In 2008 the chance came up to work with Australian motor racing legend Mark Skaife on two books, one a picture-based biography and the second a full autobiography with Random House (now Penguin Random House). Spending six months getting into Skaifey’s head was the perfect job for Andrew, and that evolved into the same tasks with people like F1 World Champion Alan Jones, AFL footballer Matthew Lloyd, racing driver Greg Murphy, Olympic Gold medallist Lydia Lassila and now with Cameron Miller who has a very different and non-sporting story to tell.

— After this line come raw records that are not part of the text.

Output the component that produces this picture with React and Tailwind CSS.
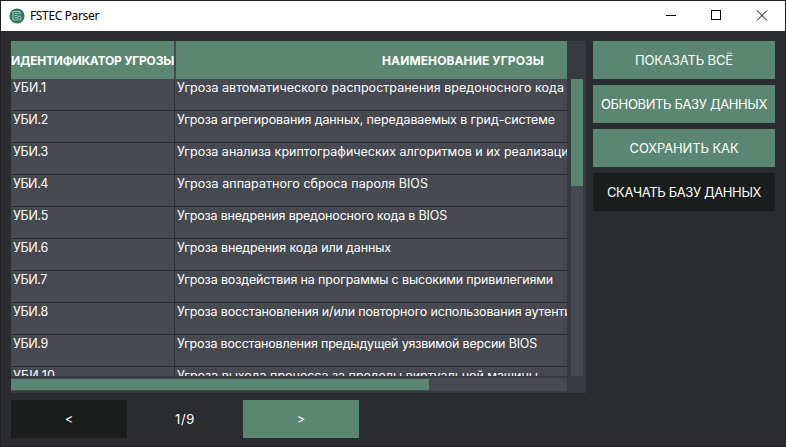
import { useLayoutEffect, useRef, useState } from "react";

// Text whose tracking is adjusted so that it occupies the given width.
function FitText({ width, className = "", children }) {
  const ref = useRef(null);
  const [spacing, setSpacing] = useState(0);
  useLayoutEffect(() => {
    const natural = ref.current.getBoundingClientRect().width;
    setSpacing((width - natural) / children.length);
  }, []);
  return (
    <span ref={ref} className={"inline-block whitespace-pre " + className} style={{ letterSpacing: spacing + "px" }}>
      {children}
    </span>
  );
}

const rows = [
  ["УБИ.1", 33, "Угроза автоматического распространения вредоносного кода", 387],
  ["УБИ.2", 35, "Угроза агрегирования данных, передаваемых в грид-системе", 378],
  ["УБИ.3", 35, "Угроза анализа криптографических алгоритмов и их реализации", 399],
  ["УБИ.4", 35, "Угроза аппаратного сброса пароля BIOS", 251],
  ["УБИ.5", 35, "Угроза внедрения вредоносного кода в BIOS", 270],
  ["УБИ.6", 35, "Угроза внедрения кода или данных", 214],
  ["УБИ.7", 34, "Угроза воздействия на программы с высокими привилегиями", 376],
  ["УБИ.8", 35, "Угроза восстановления и/или повторного использования аутентиф", 403],
  ["УБИ.9", 35, "Угроза восстановления предыдущей уязвимой версии BIOS", 360],
  ["УБИ.10", 42, "Угроза выхода процесса за пределы виртуальной машины", 361],
];

const actions = [
  ["ПОКАЗАТЬ ВСЁ", 98, false],
  ["ОБНОВИТЬ БАЗУ ДАННЫХ", 166, false],
  ["СОХРАНИТЬ КАК", 109, false],
  ["СКАЧАТЬ БАЗУ ДАННЫХ", 154, true],
];

function Logo() {
  return (
    <svg width="16" height="16" viewBox="0 0 16 16" fill="none">
      <circle cx="8" cy="8" r="7.6" fill="#2f7663" />
      <path d="M4 3.5h7v4M4 3.5v8.5h5M5.5 5.5h4M5.5 7.5h3M5.5 9.5h2.5" stroke="#a9cbbd" />
      <circle cx="10.3" cy="9.8" r="1.7" stroke="#a9cbbd" />
      <path d="M11.5 11.2l1.3 1.3" stroke="#a9cbbd" />
    </svg>
  );
}

export default function App() {
  return (
    <div className="h-[447px] w-[786px] overflow-hidden border border-[#222023] bg-[#2b2c2f] font-['Inter','Noto_Sans',sans-serif] text-white">
      <header className="flex h-[30px] items-center bg-white pl-2 text-black">
        <Logo />
        <div className="ml-[5px] flex-1 font-['Noto_Sans',sans-serif] text-[12px] leading-[30px]">
          <FitText width={69}>FSTEC Parser</FitText>
        </div>
        <svg width="138" height="30" viewBox="0 0 138 30" fill="none" stroke="#000" shapeRendering="crispEdges">
          <path d="M19 14.5h10" />
          <rect x="64.500" y="9.500" width="9" height="9" />
          <path d="M110 9.500l10 10M120 9.500l-10 10" shapeRendering="auto" />
        </svg>
      </header>

      <div className="flex gap-[7px] pl-[10px] pt-[10px]">
        <section className="h-[352px] w-[575px] bg-[#373a41]">
          <div className="flex h-[335px]">
            <div className="w-[556px] overflow-hidden bg-[#46494f]">
              <div className="flex h-[38px] gap-[2px] text-[12px] font-bold leading-[39px]">
                <div className="w-[163px] shrink-0 bg-[#5b8772]">
                  <FitText width={163}>ИДЕНТИФИКАТОР УГРОЗЫ</FitText>
                </div>
                <div className="flex-1 bg-[#5b8772] pl-[206px]">
                  <FitText width={162}>НАИМЕНОВАНИЕ УГРОЗЫ</FitText>
                </div>
              </div>
              {rows.map(([id, idWidth, name, nameWidth]) => (
                <div key={id} className="flex h-8 border-b border-[#2b2c2f] text-[12.5px] leading-[18px]">
                  <div className="w-[164px] shrink-0 border-r border-[#2b2c2f] pl-[2px]">
                    <FitText width={idWidth}>{id}</FitText>
                  </div>
                  <div className="w-[392px] shrink-0 overflow-hidden whitespace-nowrap pl-[2px]">
                    <FitText width={nameWidth}>{name}</FitText>
                  </div>
                </div>
              ))}
            </div>
            <div className="ml-1 mt-[38px] w-3 bg-[#46494f]">
              <div className="h-[107px] bg-[#5b8772]" />
            </div>
          </div>
          <div className="mt-[2px] h-[13px] w-[556px] border-y border-[#44494d] bg-[#46494f]">
            <div className="h-[11px] w-[418px] bg-[#5b8772]" />
          </div>
        </section>

        <aside className="flex w-[182px] flex-col gap-[6px]">
          {actions.map(([label, width, dark]) => (
            <button
              key={label}
              className={"h-[38px] text-center text-[13px] leading-[39px] " + (dark ? "bg-[#191d1b]" : "bg-[#5b8772]")}
            >
              <FitText width={width}>{label}</FitText>
            </button>
          ))}
        </aside>
      </div>

      <footer className="flex pl-[10px] pt-[7px] text-center text-[13px] leading-[38px]">
        <button className="h-[38px] w-[116px] bg-[#191d1b]">&lt;</button>
        <div className="w-[116px]">
          <FitText width={20}>1/9</FitText>
        </div>
        <button className="h-[38px] w-[116px] bg-[#5b8772]">&gt;</button>
      </footer>
    </div>
  );
}
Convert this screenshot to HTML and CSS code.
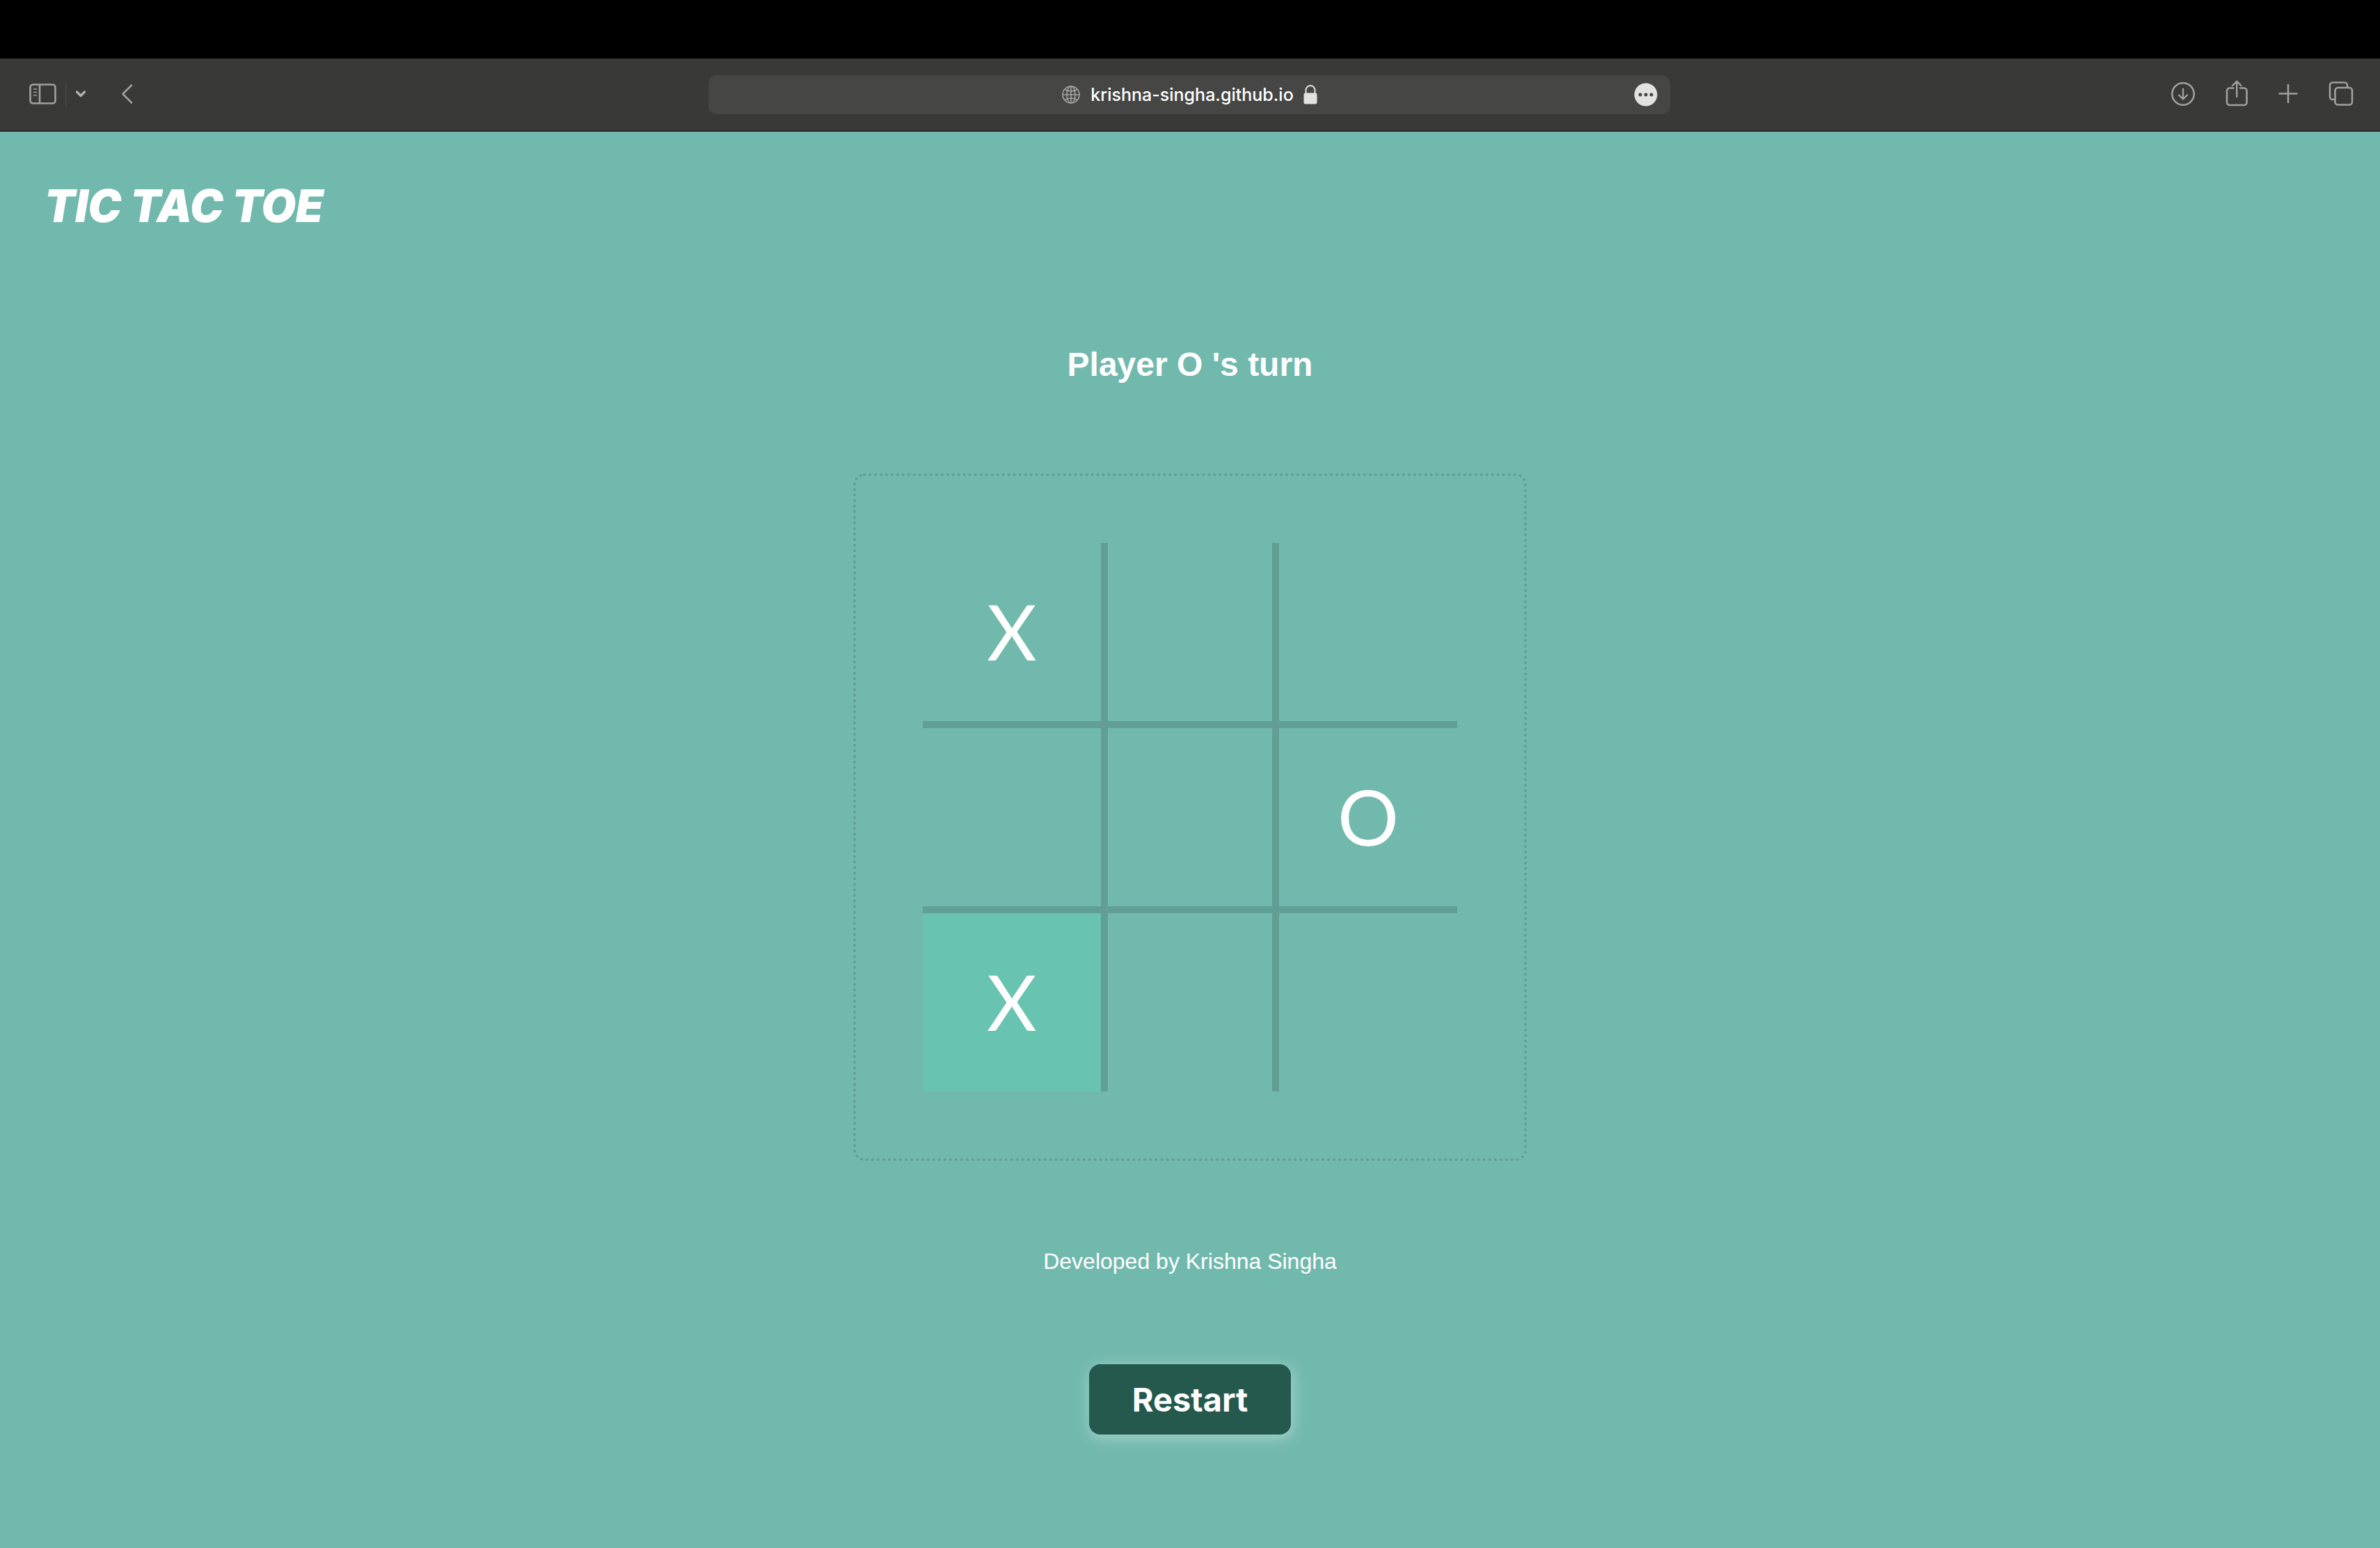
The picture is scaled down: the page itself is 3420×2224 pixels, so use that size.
FILE: index.html
```html
<!DOCTYPE html>
<html lang="en">
<head>
<meta charset="utf-8">
<title>Tic Tac Toe</title>
<link rel="stylesheet" href="styles.css">
</head>
<body>
<div class="menu-strip"></div>
<nav class="toolbar" aria-label="Browser toolbar">
  <div class="tools tools-left">
    <button class="tool" aria-label="Sidebar"><svg width="40" height="32" viewBox="0 0 40 32"><rect x="1.5" y="2.5" width="36" height="27" rx="4"/><path d="M15 3v26"/><path class="fine" d="M6.5 9h4M6.5 13.500h4M6.500 18h4"/></svg></button>
    <span class="divider"></span>
    <button class="tool" aria-label="Tab groups"><svg class="bright" width="16" height="12" viewBox="0 0 16 12"><path d="M2.500 3 8 8.500 13.500 3"/></svg></button>
    <button class="tool back" aria-label="Back"><svg width="18" height="32" viewBox="0 0 18 32"><path d="M15 3.500 2.500 16 15 28.500"/></svg></button>
  </div>
  <div class="address">
    <span class="address-text">
      <svg class="globe" width="28" height="28" viewBox="0 0 28 28"><circle cx="14" cy="14" r="12"/><ellipse cx="14" cy="14" rx="6" ry="12"/><path d="M14 2v24M2 14h24M5 6.500q9 5 18 0M5 21.500q9-5 18 0"/></svg>
      <span>krishna-singha.github.io</span>
      <svg class="lock" width="20" height="28" viewBox="0 0 20 28"><rect x="0.500" y="11.500" width="19" height="16" rx="2.500"/><path d="M3.500 13V7.500a6.500 6.500 0 0 1 13 0V13"/></svg>
    </span>
    <button class="tool more" aria-label="Page menu"><svg class="dots" width="34" height="34" viewBox="0 0 34 34"><circle class="disc" cx="17" cy="17" r="16.500"/><circle cx="9" cy="17" r="2.500"/><circle cx="17" cy="17" r="2.500"/><circle cx="25" cy="17" r="2.500"/></svg></button>
  </div>
  <div class="tools tools-right">
    <button class="tool" aria-label="Downloads"><svg width="34" height="40" viewBox="1 0 34 40"><circle cx="18" cy="21" r="15.700"/><path class="medium" d="M18 14v14M12 22.500l6 6 6-6"/></svg></button>
    <button class="tool" aria-label="Share"><svg width="32" height="40" viewBox="0 0 32 40"><path d="M11.500 12.500H6a4 4 0 0 0-4 4v16.500a4 4 0 0 0 4 4h20.500a4 4 0 0 0 4-4v-16.500a4 4 0 0 0-4-4H21"/><path class="medium" d="M16.200 25V3M10 9l6.200-6.200L22.400 9"/></svg></button>
    <button class="tool" aria-label="New tab"><svg width="28" height="40" viewBox="0 0 28 40"><path d="M14 8v25M1.500 20.500h25"/></svg></button>
    <button class="tool" aria-label="Tab overview"><svg width="36" height="40" viewBox="0 0 36 40"><rect x="9.500" y="12" width="24.500" height="24.500" rx="4"/><path d="M9 29H6a4 4 0 0 1-4-4V8.500a4 4 0 0 1 4-4h17a4 4 0 0 1 4 4v3"/></svg></button>
  </div>
</nav>
<div class="page">
  <header class="header"><h1 class="title">TIC TAC TOE</h1></header>
  <main class="game">
    <h2 class="status">Player O 's turn</h2>
    <div class="board">
      <button class="cell left upper">X</button>
      <button class="cell upper" aria-label="Empty"></button>
      <button class="cell right upper" aria-label="Empty"></button>
      <button class="cell left upper" aria-label="Empty"></button>
      <button class="cell upper" aria-label="Empty"></button>
      <button class="cell right upper">O</button>
      <button class="cell left active">X</button>
      <button class="cell" aria-label="Empty"></button>
      <button class="cell right" aria-label="Empty"></button>
    </div>
    <p class="credit">Developed by Krishna Singha</p>
    <button class="restart">Restart</button>
  </main>
</div>
</body>
</html>
```
FILE: styles.css
```css
* { box-sizing: border-box; }

body {
  margin: 0;
  min-height: 100vh;
  background: #72b9ad;
  color: #fff;
  font-family: "Liberation Sans", Arial, sans-serif;
}

button {
  margin: 0;
  padding: 0;
  border: 0;
  background: none;
  color: inherit;
  font: inherit;
  cursor: pointer;
}

.menu-strip { height: 84px; background: #000; }

/* Browser toolbar */
.toolbar {
  display: grid;
  grid-template-columns: 1fr minmax(0, 1382px) 1fr;
  align-items: center;
  height: 105px;
  padding: 0 38px 0 36px;
  background: #393937;
  border-bottom: 1px solid #000;
}

.tools { display: flex; align-items: center; }
.tools-left { padding: 0 0 2px 6px; }
.tools-right { justify-content: flex-end; gap: 44px; padding-bottom: 4px; }
.tool { display: flex; }

.tool svg {
  fill: none;
  stroke: #a0a09f;
  stroke-width: 2.6;
  stroke-linecap: round;
  stroke-linejoin: round;
}
.tool .fine { stroke-width: 1.6; }
.tool .medium { stroke-width: 2.4; }
.tool .bright { stroke: #b4b4b3; stroke-width: 3.2; }

.divider { width: 2px; height: 36px; margin: 0 12px; background: #454543; }
.back { margin-left: 50px; }

.address {
  display: grid;
  grid-template-columns: 1fr auto 1fr;
  align-items: center;
  height: 56px;
  padding: 0 18px;
  border-radius: 12px;
  background: #464645;
}
.address-text {
  grid-column: 2;
  display: flex;
  align-items: center;
  gap: 14px;
  font: 500 25px/32px Inter, sans-serif;
}
.globe { fill: none; stroke: #a5a5a4; stroke-width: 1.6; }
.lock { fill: #e2e2e2; }
.lock path { fill: none; stroke: #e2e2e2; stroke-width: 2; }
.more { justify-self: end; }
.tool .dots { fill: #464645; stroke: none; }
.tool .disc { fill: #e2e2e2; }

/* Game page */
.header { padding: 67px 64px 0; }
.title {
  margin: 0;
  font: italic 900 64px/80px Inter, sans-serif;
}

.game {
  display: flex;
  flex-direction: column;
  align-items: center;
  padding: 160px 32px 64px;
}
.status { margin: 0 0 128px; font-size: 48px; line-height: 56px; }

.board {
  display: grid;
  grid-template-columns: 266px 236px 266px;
  grid-template-rows: 266px 266px 256px;
  padding: 96px;
  border: 4px dotted #619e93;
  border-radius: 16px;
}
.cell {
  padding-bottom: 4px;
  border: 0 solid #619e93;
  font: 400 110px/132px Lato, sans-serif;
}
.left { border-right-width: 10px; }
.right { border-left-width: 10px; }
.upper { border-bottom-width: 10px; }
.active { background: #68c3b1; }

.credit { margin: 124px 0 128px; font-size: 32px; line-height: 40px; }

.restart {
  padding: 22px 62px;
  border-radius: 16px;
  background: #25594d;
  box-shadow: 2px 4px 20px rgba(255, 255, 255, 0.4);
  font: 700 47px/57px Inter, sans-serif;
}
```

In all, Andrew has written 20 books, mostly on car racing, and will continue that theme this year with books on the Indy 500 and the Bathurst 1000 among his writing projects. He also works on radio as an expert reporter on motorsport, and presents on the history of Australian football and talks about his involvement as a coach with the Pakistan Shaheens in the AFL International Cup.
Andrew is the father of two active children who push the sporting and artistic boundaries through various levels of football, dancing and music (did we mention Andrew also managed bands at one stage and wrote music stories?) and his enjoying the prospect of one day scaling back and doing the ‘big’ project.